David Ramos/Getty Images
It would be detrimental to Mourinho's plans if he was to sell Ramos.
Even without being a football fan, it’s a simple enough question, albeit one that comes in two parts:
- If one of the biggest teams in the world has one of the best defenders in the world, should they sell him?
- If they do sell him, who is likely to buy him?
If you answered “no” and “a rival team,” give yourself one or two pats on the back, depending on how generous you’re feeling.
It just doesn’t make any sense to sell Ramos when any player that’s brought in to replace him is likely to be inferior at that position. Real aren’t exactly known as a selling club, so any decision they make to sell one of their players will be explicitly on their terms.
Ramos isn’t a habitual underperformer, so there are no grounds to sell him on the back of deteriorating form. He is still only 26, so there are no arguments to be made that he is past his best and the team is better off looking to the future.
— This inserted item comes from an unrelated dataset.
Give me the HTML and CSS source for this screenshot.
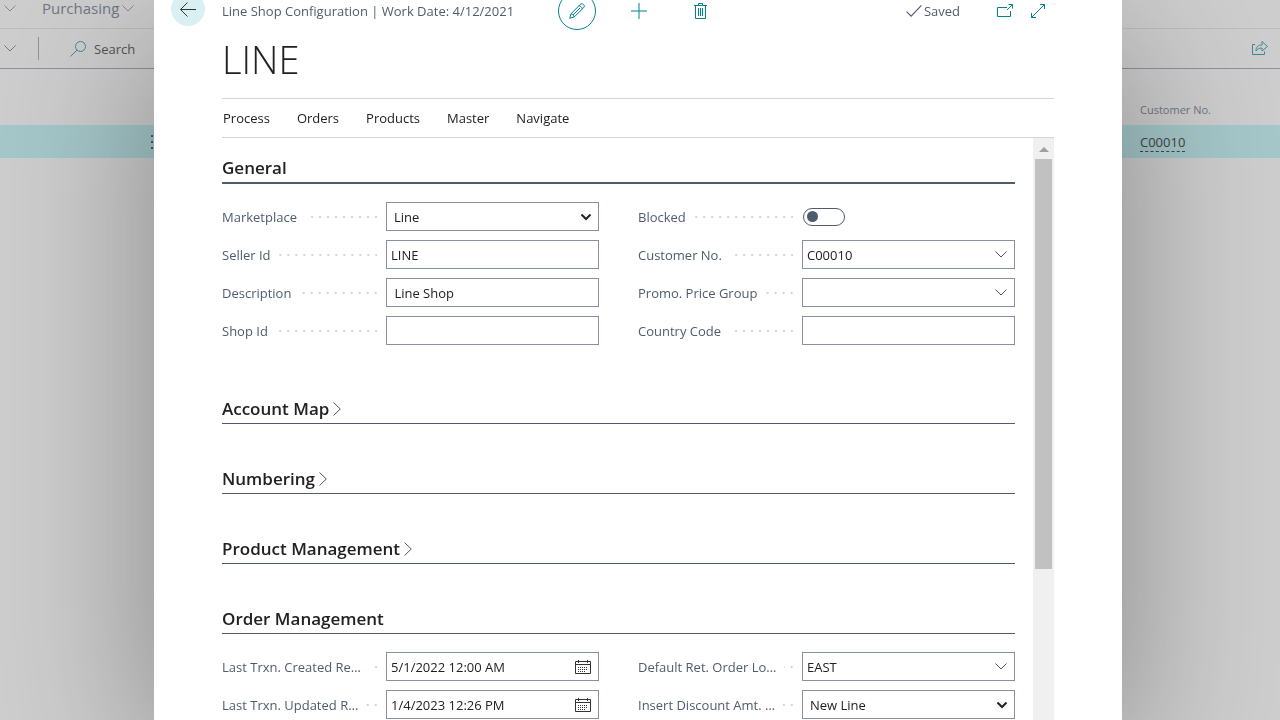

If Ramos was to leave the club, it would be because his situation, to quote John Terry, had been made untenable at Madrid. This wouldn’t be the first time something like this happened in football, but when that option is considered, a further danger arises for Real.
A cursory search for would-be buyers of Ramos reveals a familiar list: Chelsea, Barcelona, Manchester City and Arsenal.
Assuming that Real would never sell him to Barcelona—and Ramos’ well-publicised loyalty to the Bernabeu would also seemingly prohibit it—that leaves the English teams as potential destinations.
While not in direct competition with Real in Spain, the football world is a lot smaller these days, so perennial Champions League competitors are treated as rivals in a similar manner to teams from the domestic league..
Selling to one of these teams would be to offer them an advantage that could feasibly be the difference in a Champions League campaign. It’s poor business, whichever way it’s spun, and Madrid aren’t in the business of being poor.